## Problem to solve
Return the listing below unchanged, minus its pictures.

## Material provided
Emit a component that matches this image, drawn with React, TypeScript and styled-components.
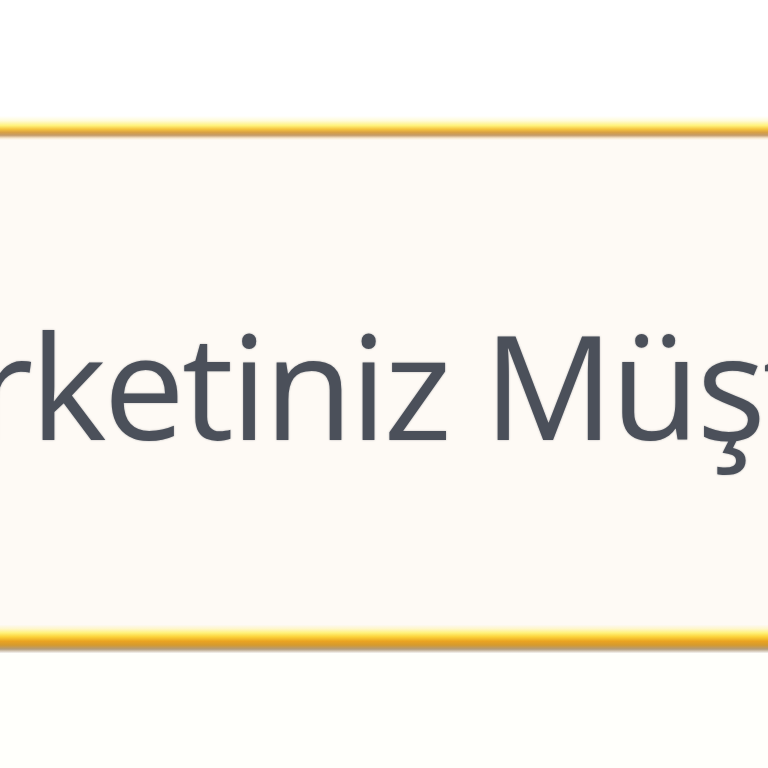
import React from "react";
import styled, { createGlobalStyle } from "styled-components";

const Global = createGlobalStyle`
  html, body { margin: 0; padding: 0; background: #ffffff; }
  body { font-family: "Open Sans", "Noto Sans", sans-serif; overflow: hidden; }
`;

const Page = styled.div`
  width: 768px;
  height: 768px;
  display: flex;
  flex-direction: column;
  padding-top: 116px;
  box-sizing: border-box;
  overflow: hidden;
  background: #ffffff;
`;

const Rule = styled.div<{ $flip?: boolean }>`
  height: ${(p) => (p.$flip ? 28 : 24)}px;
  flex: none;
  background: ${(p) =>
    p.$flip
      ? "linear-gradient(to bottom, #fdf9f1 0%, #fff6c8 14%, #fff27a 28%, #fcd33a 42%, #eaa321 58%, #d59a2e 72%, #b39c7a 86%, #f6f4f2 100%)"
      : "linear-gradient(to bottom, #ffffff 0%, #fffbd8 20%, #fff27a 40%, #f6c43e 55%, #d9a043 68%, #c49a68 80%, #f7e6cf 92%, #fffaf3 100%)"};
`;

const Body = styled.div`
  height: 485px;
  flex: none;
  background: #fefaf5;
  overflow: hidden;
  box-sizing: border-box;
  padding-top: 171px;
`;

const Caption = styled.div`
  font-family: "Open Sans", "Noto Sans", sans-serif;
  font-size: 145px;
  line-height: 1;
  color: #4b505a;
  white-space: nowrap;
  margin-left: -136px;
  letter-spacing: -3px;
  text-shadow: 0 0 2px rgba(75, 80, 90, 0.45);
`;

const Footer = styled.div`
  flex: 1;
  background: #fffffb;
`;

export default function App() {
  return (
    <>
      <Global />
      <Page>
        <Rule />
        <Body>
          <Caption>Şirketiniz Müşteri</Caption>
        </Body>
        <Rule $flip />
        <Footer />
      </Page>
    </>
  );
}
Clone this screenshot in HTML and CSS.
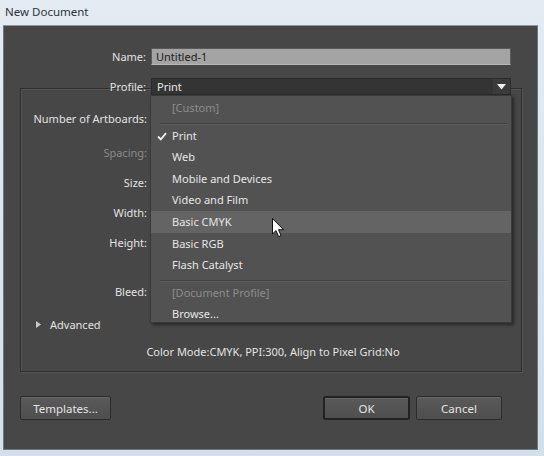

## Result for this exercise
Emit a component that matches this image, drawn with React, TypeScript and styled-components.
import React from "react";
import styled, { createGlobalStyle } from "styled-components";

const Global = createGlobalStyle`
  html, body { margin: 0; padding: 0; background: #ffffff; }
  body { font-family: "Open Sans", "Noto Sans", sans-serif; overflow: hidden; }
`;

const Page = styled.div`
  width: 768px;
  height: 768px;
  display: flex;
  flex-direction: column;
  padding-top: 116px;
  box-sizing: border-box;
  overflow: hidden;
  background: #ffffff;
`;

const Rule = styled.div<{ $flip?: boolean }>`
  height: ${(p) => (p.$flip ? 28 : 24)}px;
  flex: none;
  background: ${(p) =>
    p.$flip
      ? "linear-gradient(to bottom, #fdf9f1 0%, #fff6c8 14%, #fff27a 28%, #fcd33a 42%, #eaa321 58%, #d59a2e 72%, #b39c7a 86%, #f6f4f2 100%)"
      : "linear-gradient(to bottom, #ffffff 0%, #fffbd8 20%, #fff27a 40%, #f6c43e 55%, #d9a043 68%, #c49a68 80%, #f7e6cf 92%, #fffaf3 100%)"};
`;

const Body = styled.div`
  height: 485px;
  flex: none;
  background: #fefaf5;
  overflow: hidden;
  box-sizing: border-box;
  padding-top: 171px;
`;

const Caption = styled.div`
  font-family: "Open Sans", "Noto Sans", sans-serif;
  font-size: 145px;
  line-height: 1;
  color: #4b505a;
  white-space: nowrap;
  margin-left: -136px;
  letter-spacing: -3px;
  text-shadow: 0 0 2px rgba(75, 80, 90, 0.45);
`;

const Footer = styled.div`
  flex: 1;
  background: #fffffb;
`;

export default function App() {
  return (
    <>
      <Global />
      <Page>
        <Rule />
        <Body>
          <Caption>Şirketiniz Müşteri</Caption>
        </Body>
        <Rule $flip />
        <Footer />
      </Page>
    </>
  );
}
Clone this screenshot in HTML and CSS.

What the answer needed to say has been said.